Now, watching as self-employed artists, caterers, events specialists and more are struggling in the wake of the COVID-19 pandemic, the image is less ‘Ha!’ and more ‘AH!’.

It’s bad out there, y’all. And my heart goes out virtually, as per CDC guidelines. But in every viral cloud, there’s a colloidal silver lining. In the great state of Texas, that lining is: You’re probably eligible for disaster-based unemployment.

Yes, really!

Straight from the Texas Workforce Commission’s mouth: If your employment has been affected by the coronavirus (COVID-19), apply for benefits either online at any time using Unemployment Benefits Services or by calling TWC’s Tele-Center at 800-939-6631 from 8 a.m.-6 p.m. Central Time Monday through Friday.

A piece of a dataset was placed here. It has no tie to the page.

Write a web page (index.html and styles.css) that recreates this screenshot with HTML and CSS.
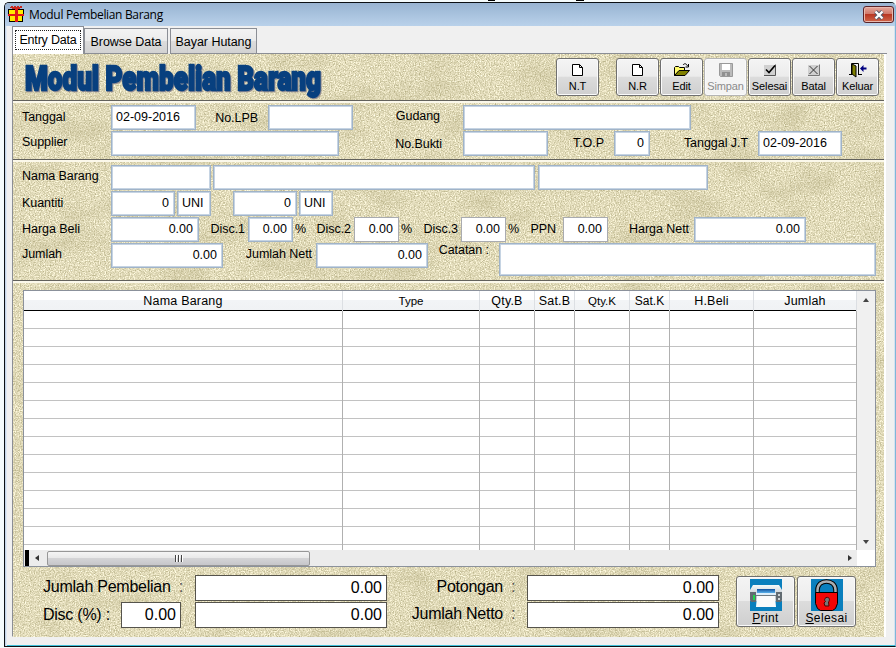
FILE: index.html
```html
<!DOCTYPE html>
<html lang="id">
<head>
<meta charset="utf-8">
<title>Modul Pembelian Barang</title>
<link rel="stylesheet" href="styles.css">
</head>
<body>
<div class="window">
  <header class="titlebar">
    <svg class="gift" width="17" height="18" viewBox="0 0 17 18" shape-rendering="crispEdges">
      <path d="M3 0h2v1h1v-1h2v1h1v-1h2v1h1v-1h2v2h-2v2h-8v-2h-2z" fill="#c8281e"/>
      <path d="M0 3h16v6h-1v7h-14v-7h-1z" fill="#000"/>
      <path d="M1 4h14v4h-14zM2 10h12v5h-12z" fill="#ffec00"/>
      <path d="M7 3h3v13h-3zM0 8h16v2h-16z" fill="#e11818"/>
    </svg>
    <span class="caption">Modul Pembelian Barang</span>
    <button class="close" aria-label="Tutup">
      <svg width="12" height="10" viewBox="0 0 12 10"><path d="M2.5 1.5l7 7M9.500 1.500l-7 7" stroke="#555a6b" stroke-width="4"/><path d="M2.500 1.500l7 7M9.500 1.500l-7 7" stroke="#fff" stroke-width="2.300"/></svg>
    </button>
  </header>
  <nav class="tabs">
    <span class="tab active"><span>Entry Data</span></span>
    <span class="tab browse">Browse Data</span>
    <span class="tab hutang">Bayar Hutang</span>
    <span class="rest"></span>
  </nav>
  <main class="panel">
    <svg class="texture" width="871" height="583" aria-hidden="true">
      <filter id="grain" x="0" y="0" width="100%" height="100%" color-interpolation-filters="sRGB">
        <feTurbulence type="fractalNoise" baseFrequency="0.8" numOctaves="2" seed="4" result="n"/>
        <feColorMatrix in="n" type="matrix" values="0.5 0 0 0 0.635  0.5 0 0 0 0.610  0.6 0 0 0 0.430  0 0 0 0 1" result="fine"/>
        <feTurbulence type="fractalNoise" baseFrequency="0.02 0.035" numOctaves="3" seed="9" result="m"/>
        <feColorMatrix in="m" type="matrix" values="0 0 0 0 0.70  0 0 0 0 0.67  0 0 0 0 0.50  0.8 0 0 0 -0.37" result="veins"/>
        <feMerge><feMergeNode in="fine"/><feMergeNode in="veins"/></feMerge>
      </filter>
      <rect width="871" height="583" filter="url(#grain)"/>
    </svg>

    <section class="head">
      <svg class="heading" width="306" height="40" role="heading">
        <text x="3" y="32" textLength="296" lengthAdjust="spacingAndGlyphs">Modul Pembelian Barang</text>
      </svg>
      <div class="tools">
        <button class="tool first"><svg width="16" height="16" viewBox="0 0 16 16"><path d="M2.500 2.500h7l3 3v8h-10zM9.500 2.500v3h3" fill="#fff" stroke="#000"/></svg>N.T</button>
        <button class="tool"><svg width="16" height="16" viewBox="0 0 16 16"><path d="M2.500 2.500h7l3 3v8h-10zM9.500 2.500v3h3" fill="#fff" stroke="#000"/></svg>N.R</button>
        <button class="tool"><svg width="16" height="16" viewBox="0 0 16 16"><path d="M.5 13.500v-8l1-1h3l1 1h5v3h-5z" fill="#fffb6b" stroke="#000"/><path d="M.5 13.500l4.500-5h10.500l-4.500 5z" fill="#808000" stroke="#000"/><path d="M9 3c1.500-2 3.500-1.500 4.500 1M14.500 2v3h-3" fill="none" stroke="#000"/></svg>Edit</button>
        <button class="tool disabled"><svg width="16" height="16" viewBox="0 0 16 16"><path d="M1.500 1.500h13v13h-12l-1-1z" fill="#bbb" stroke="#999"/><path d="M4 2h8v6h-8zM9 11h2v3h-2z" fill="#fff"/><path d="M4 10h8v4h-3v-3h-2v3h-3z" fill="#909090"/></svg>Simpan</button>
        <button class="tool"><svg width="16" height="16" viewBox="0 0 16 16"><path d="M2 3h11v10h-11z" fill="#d0d0d0"/><path d="M2 13.500h11.500v-11" fill="none" stroke="#555"/><path d="M4 7.500l3 3 6-7" fill="none" stroke="#000" stroke-width="1.600"/></svg>Selesai</button>
        <button class="tool"><svg width="16" height="16" viewBox="0 0 16 16"><path d="M2 3h11v10h-11z" fill="#d0d0d0"/><path d="M2 13.500h11.500v-11" fill="none" stroke="#777"/><path d="M3.500 4l8 8M11.500 4l-8 8" fill="none" stroke="#333"/></svg>Batal</button>
        <button class="tool"><svg width="18" height="16" viewBox="0 0 18 16"><path d="M2.500 12.500v-11h7v11M0 12.500h3M9 12.500h4" fill="none" stroke="#000"/><path d="M3 2l4 2v11l-4-3z" fill="#808000" stroke="#000"/><path d="M11 6.500l3.500-3.500v2.500h3v2h-3v2.500z" fill="#000080"/></svg>Keluar</button>
      </div>
    </section>

    <section class="doc">
      <div class="row doc1">
        <label class="up1">Tanggal</label><span class="field">02-09-2016</span>
        <label class="r11">No.LPB</label><span class="field"></span>
        <label class="r23 up2">Gudang</label><span class="field"></span>
      </div>
      <div class="row doc2">
        <label class="up2">Supplier</label><span class="field"></span>
        <label class="r21">No.Bukti</label><span class="field"></span>
        <label class="r11 up1">T.O.P</label><span class="field num">0</span>
        <label class="r11 up1">Tanggal J.T</label><span class="field">02-09-2016</span>
      </div>
    </section>

    <section class="item">
      <div class="row item1">
        <label class="up2">Nama Barang</label><span class="field"></span><i></i><span class="field"></span><i></i><span class="field"></span>
      </div>
      <div class="row item2">
        <label class="up1">Kuantiti</label><span class="field num">0</span><i></i><span class="field">UNI</span><i></i><span class="field num">0</span><i></i><span class="field">UNI</span>
      </div>
      <div class="row item3">
        <label class="up1">Harga Beli</label><span class="field num">0.00</span>
        <label class="r3 up1">Disc.1</label><span class="field num">0.00</span>
        <label class="pair up1"><span>%</span><span>Disc.2</span></label><span class="field num grey">0.00</span>
        <label class="pair up1"><span>%</span><span>Disc.3</span></label><span class="field num grey">0.00</span>
        <label class="pair ppn up1"><span>%</span><span>PPN</span></label><span class="field num grey">0.00</span>
        <label class="r6 up1">Harga Nett</label><span class="field num">0.00</span>
      </div>
      <div class="row item4">
        <label class="up2">Jumlah</label><span class="field num">0.00</span>
        <label class="r4 up2">Jumlah Nett</label><span class="field num">0.00</span>
        <label class="r11 up10">Catatan :</label><span class="field note"></span>
      </div>
    </section>

    <section class="list">
      <div class="grid">
        <div class="sheet">
          <div class="cols names">
            <span>Nama Barang</span><span class="small">Type</span><span>Qty.B</span><span>Sat.B</span><span class="small">Qty.K</span><span class="small2">Sat.K</span><span>H.Beli</span><span>Jumlah</span>
          </div>
          <div class="cols cells"><i></i><i></i><i></i><i></i><i></i><i></i><i></i><i></i></div>
        </div>
        <div class="vbar"><span class="arrow upward"></span><span class="arrow downward"></span></div>
        <div class="hbar"><b></b><span class="arrow left"></span><span class="thumb"><i></i><i></i><i></i></span><span class="arrow right"></span></div>
      </div>
    </section>

    <footer class="totals">
      <div class="lines">
        <div class="line">
          <label class="sum">Jumlah Pembelian<span>:</span></label><span class="total">0.00</span>
          <label class="sum net">Potongan<span>:</span></label><span class="total">0.00</span>
        </div>
        <div class="line second">
          <label class="disc">Disc (%) :</label><span class="total pct">0.00</span><span class="total">0.00</span>
          <label class="sum net">Jumlah Netto<span>:</span></label><span class="total">0.00</span>
        </div>
      </div>
      <div class="actions">
        <button class="action">
          <svg width="32" height="32" viewBox="0 0 32 32">
            <defs>
              <linearGradient id="lid" x2="0" y2="1"><stop offset="0" stop-color="#f4f8fa"/><stop offset="1" stop-color="#a9b4bb"/></linearGradient>
              <linearGradient id="slot" x2="0" y2="1"><stop offset="0" stop-color="#0f4f9c"/><stop offset="1" stop-color="#59b0ea"/></linearGradient>
            </defs>
            <path d="M0 0h32v32h-32z" fill="#0a7fbd"/>
            <path d="M3 6h26l3 5v11h-32v-11z" fill="url(#lid)"/>
            <path d="M0 13h6v10h-5l-1-2zM26 13h6v8l-1 2h-5z" fill="#626b71"/>
            <path d="M7 10h18v4h-18z" fill="url(#slot)"/>
            <path d="M6 14h20v2h-20z" fill="#dceefa"/>
            <path d="M6 16h20v1h-20z" fill="#6d7a83"/>
            <path d="M7 17h18l1 11h-20z" fill="#fafafa"/>
            <path d="M3 16h2v5h-2z" fill="#20d44c"/><path d="M28 15h2v2h-2zM28 19h2v2h-2z" fill="#ccd3d6"/>
          </svg>
          <span><u>P</u>rint</span>
        </button>
        <button class="action">
          <svg width="32" height="32" viewBox="0 0 32 32">
            <path d="M0 0h32v32h-32z" fill="#0a7fbd"/>
            <path d="M6.500 14v-3c0-11.500 18-11.500 18 0v3" fill="none" stroke="#000" stroke-width="4.500"/>
            <path d="M6.500 14v-3c0-11.500 18-11.500 18 0v3" fill="none" stroke="#a9adb0" stroke-width="2.500"/>
            <path d="M4.500 13.500h22v11l-2 5-3 2h-12l-3-2-2-5z" fill="#f40505" stroke="#000"/>
            <path d="M15 18.500c4-1 4 3 2.500 4.500l.5 4h-4l-1-3 1.500-1.500c-1.500-1-1-3 .5-4z" fill="#777" stroke="#500000"/>
          </svg>
          <span><u>S</u>elesai</span>
        </button>
      </div>
    </footer>
  </main>
</div>
</body>
</html>
```
FILE: styles.css
```css
* { box-sizing: border-box; }
body {
  margin: 0;
  width: 896px;
  height: 648px;
  overflow: hidden;
  background:
    linear-gradient(#000, #000) 488px 0 / 7px 1px no-repeat,
    linear-gradient(#000, #000) 576px 0 / 8px 1px no-repeat,
    #f4fbfc;
  font: 12.5px/16px "Liberation Sans", Arial, sans-serif;
  color: #000;
}
button { font: inherit; color: inherit; padding: 0; margin: 0; }
.window {
  width: 892px;
  height: 645px;
  margin: 2px 0 0 4px;
  border: 1px solid #0b1014;
  border-right-color: #7fb6d8;
  border-radius: 5px 5px 0 0;
  background: #f0f0f0;
  box-shadow: inset 1px 0 #c3d5e8, inset 2px 0 #dfe9f4, inset 0 -1px #3fc0d8, inset -1px 0 #d5e2f0;
}
.titlebar {
  height: 23px;
  display: flex;
  align-items: center;
  padding: 0 1px 0 3px;
  border-radius: 4px 4px 0 0;
  background: linear-gradient(#98b4d2, #b9d1ea);
}
.caption {
  margin-left: 4px;
  flex: 1;
  font: 12px/16px "Open Sans", "Noto Sans", sans-serif;
  letter-spacing: -.33px;
}
.close {
  width: 31px;
  height: 17px;
  display: flex;
  align-items: center;
  justify-content: center;
  border: 1px solid #5a2429;
  border-radius: 3px;
  background: linear-gradient(#e5a89c, #d0796b 45%, #b93723 50%, #d0664a);
  box-shadow: inset 0 0 0 1px #e9b9ae;
}
.tabs { height: 28px; display: flex; align-items: flex-end; padding: 0 8px 0 7px; }
.tab {
  height: 26px;
  padding: 5px 0 0;
  text-align: center;
  letter-spacing: -.05px;
  border: 1px solid #8b8e95;
  background: linear-gradient(#f3f3f3, #ebebeb 50%, #dcdcdc 52%, #d2d2d2);
}
.tab.active { width: 72px; height: 28px; padding: 3px 2px 2px; border-bottom: 0; background: #fff; letter-spacing: -.2px; }
.tab.active span { display: block; height: 20px; line-height: 18px; border: 1px dotted #222; }
.browse { width: 84px; }
.hutang { width: 87px; margin-left: 2px; }
.rest { flex: 1; border-bottom: 1px solid #8b8e95; }

.panel {
  width: 874px;
  height: 583px;
  margin-left: 7px;
  position: relative;
  isolation: isolate;
  border-left: 1px solid #8b8e95;
  border-right: 2px solid #fff;
  border-bottom: 1px solid #fff;
}
.texture { position: absolute; inset: 0; z-index: -1; }
.head, .doc, .item { border-bottom: 1px solid #62615c; }
.doc, .item, .list { border-top: 2px solid #fbf8ea; }
.head { height: 47px; display: flex; justify-content: space-between; padding: 4px 5px 0 9px; }
.heading { overflow: visible; }
.heading text {
  font: 900 34px Roboto, sans-serif;
  fill: #08407f;
  stroke: #08407f;
  stroke-width: 2.3px;
  filter: drop-shadow(1px 1px #948e93);
}
.tools { display: flex; gap: 1px; }
.tool {
  width: 43px;
  height: 38px;
  display: flex;
  flex-direction: column;
  align-items: center;
  padding-top: 3px;
  border: 1px solid #707070;
  border-radius: 3px;
  background: linear-gradient(#f4f4f4, #ececec 48%, #dcdcdc 50%, #cfcfcf);
  box-shadow: inset 0 0 0 1px #fafafa;
  font-size: 11px;
  line-height: 16px;
  letter-spacing: -.1px;
}
.tool.first { margin-right: 16px; }
.tool.disabled { color: #8b8b8b; border-color: #b5b5b5; background: #f4f4f4; }

.row { display: grid; grid-template-rows: 25px; height: 25px; margin-bottom: 1px; padding-left: 9px; align-items: center; }
.row label { white-space: nowrap; letter-spacing: -.05px; }
.field {
  height: 25px;
  padding: 0 4px;
  line-height: 22px;
  border: 1px solid #a0b3c8;
  box-shadow: inset 0 0 0 1px #c6d4e3;
  background: #fff;
}
.field.grey { border-color: #a9abb0; box-shadow: none; }
.num { text-align: right; padding-right: 5px; }
.doc { height: 59px; padding-top: 2px; }
.item { height: 121px; padding-top: 3px; }
.doc1 { grid-template-columns: 89px 85px 72px 85px 110px 228px; }
.doc2 { grid-template-columns: 89px 228px 124px 85px 66px 36px 108px 84px; }
.item1 { grid-template-columns: 89px 100px 2px 322px 3px 170px; }
.item2 { grid-template-columns: 89px 64px 2px 34px 22px 64px 2px 34px; }
.item3 { grid-template-columns: 89px 88px 49px 45px 61px 45px 62px 45px 57px 45px 86px 112px; }
.item4 { grid-template-columns: 89px 112px 93px 112px 71px 377px; }
.note { align-self: start; height: 33px; }
.r3, .r4, .r6, .r11, .r21, .r23 { text-align: right; }
.r3 { padding-right: 3px; }
.r4 { padding-right: 4px; }
.r6 { padding-right: 5px; }
.r11 { padding-right: 10px; }
.r21 { padding-right: 21px; }
.r23 { padding-right: 23px; }
.up1 { padding-bottom: 2px; }
.up2 { padding-bottom: 4px; }
.up10 { padding-bottom: 12px; }
.pair { display: flex; justify-content: space-between; padding: 0 3px 2px 2px; }
.pair.ppn { padding-right: 7px; }

.list { padding: 7px 0 0 10px; }
.grid {
  width: 853px;
  height: 277px;
  display: grid;
  grid-template: 259px 16px / 833px 18px;
  border: 1px solid #8b919b;
  background: #fff;
}
.cols { display: grid; grid-template-columns: 319px 137px 55px 40px 55px 40px 84px 103px; }
.names {
  height: 20px;
  border-bottom: 1px solid #000;
  background: linear-gradient(#fff 45%, #f2f4f6 50%, #f0f2f4);
  text-align: center;
  line-height: 20px;
  letter-spacing: .2px;
}
.names span { border-right: 1px solid #dcdfe3; }
.small { font-size: 11.5px; letter-spacing: 0; }
.small2 { font-size: 12px; letter-spacing: 0; }
.cells {
  height: 239px;
  background: repeating-linear-gradient(transparent 0 17px, #c2c2c2 17px 18px);
}
.cells i { border-right: 1px solid #b0b0b0; }
.vbar { display: flex; flex-direction: column; justify-content: space-between; align-items: center; padding: 7px 0 6px; background: #f0f0f0; }
.hbar { display: flex; align-items: center; width: 833px; padding: 0 5px 0 1px; background: #ececec; }
.hbar b { width: 4px; height: 16px; background: #000; }
.arrow { border: 3px solid transparent; }
.upward { border-bottom: 4px solid #444; border-top: 0; }
.downward { border-top: 4px solid #444; border-bottom: 0; }
.left { border-right: 4px solid #333; border-left: 0; margin-left: 6px; }
.right { border-left: 4px solid #333; border-right: 0; margin-left: auto; }
.thumb {
  width: 263px;
  height: 15px;
  margin-left: 8px;
  display: flex;
  gap: 1px;
  align-items: center;
  justify-content: center;
  border: 1px solid #979797;
  border-radius: 2px;
  background: linear-gradient(#f5f5f5, #e9e9e9 45%, #d4d4d6 50%, #c6c6ca);
}
.thumb i { width: 2px; height: 7px; border-left: 1px solid #444; background: #fff; }

.totals { display: flex; padding-top: 8px; font-size: 16px; line-height: 20px; }
.lines { width: 723px; }
.line { display: flex; height: 26px; margin-bottom: 1px; align-items: center; padding-left: 30px; }
.line label { white-space: nowrap; letter-spacing: -.25px; }
.total { width: 192px; height: 26px; padding: 2px 4px; text-align: right; border: 1px solid #55534c; background: #fff; }
.total.pct { width: 60px; margin-right: 14px; }
.sum { width: 152px; display: flex; padding-bottom: 2px; }
.sum span { margin-left: auto; padding-right: 12px; color: #555; }
.sum.net { width: 140px; justify-content: flex-end; }
.sum.net span { width: 24px; margin-left: 0; padding-left: 8px; padding-right: 0; }
.disc { width: 78px; }
.actions { display: flex; gap: 2px; padding-top: 1px; }
.action {
  width: 59px;
  height: 51px;
  padding-top: 2px;
  display: flex;
  flex-direction: column;
  align-items: center;
  border: 1px solid #707070;
  border-radius: 3px;
  background: linear-gradient(#f4f4f4, #ececec 48%, #dcdcdc 50%, #cfcfcf);
  box-shadow: inset 0 0 0 1px #fafafa;
  font-size: 12px;
  line-height: 15px;
  letter-spacing: .4px;
}
.action svg { flex: none; }
```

Now how does that cover the self-employed? Simple…kinda.

You’ll need to apply through the Disaster Unemployment Assistance and then take the extra steps of providing different proof than your 9-5 friends.

Firstly, you have to prove you’re self employed. If you’ve been paying you under the table, this is where the poop hits the fan, I’m afraid. The government will need things like (any given one of these): Insurance bills, business license, a recent ad, an invoice, or sales records.

Were you just about to start your own business when all this went down? Fortunately you’re covered too, so long as you have proof of prospective self-employment, say: The deed to a building you just bought, loan documents, ‘Grand Opening’ announcements, and so forth.

For the full list of documents that suffice, visit the TWC site directly and check what proof your pudding needs.

This situation is a Corona-cluster-cussword, but there’s help out there.

Reach out. Grab it. And then wash your hands.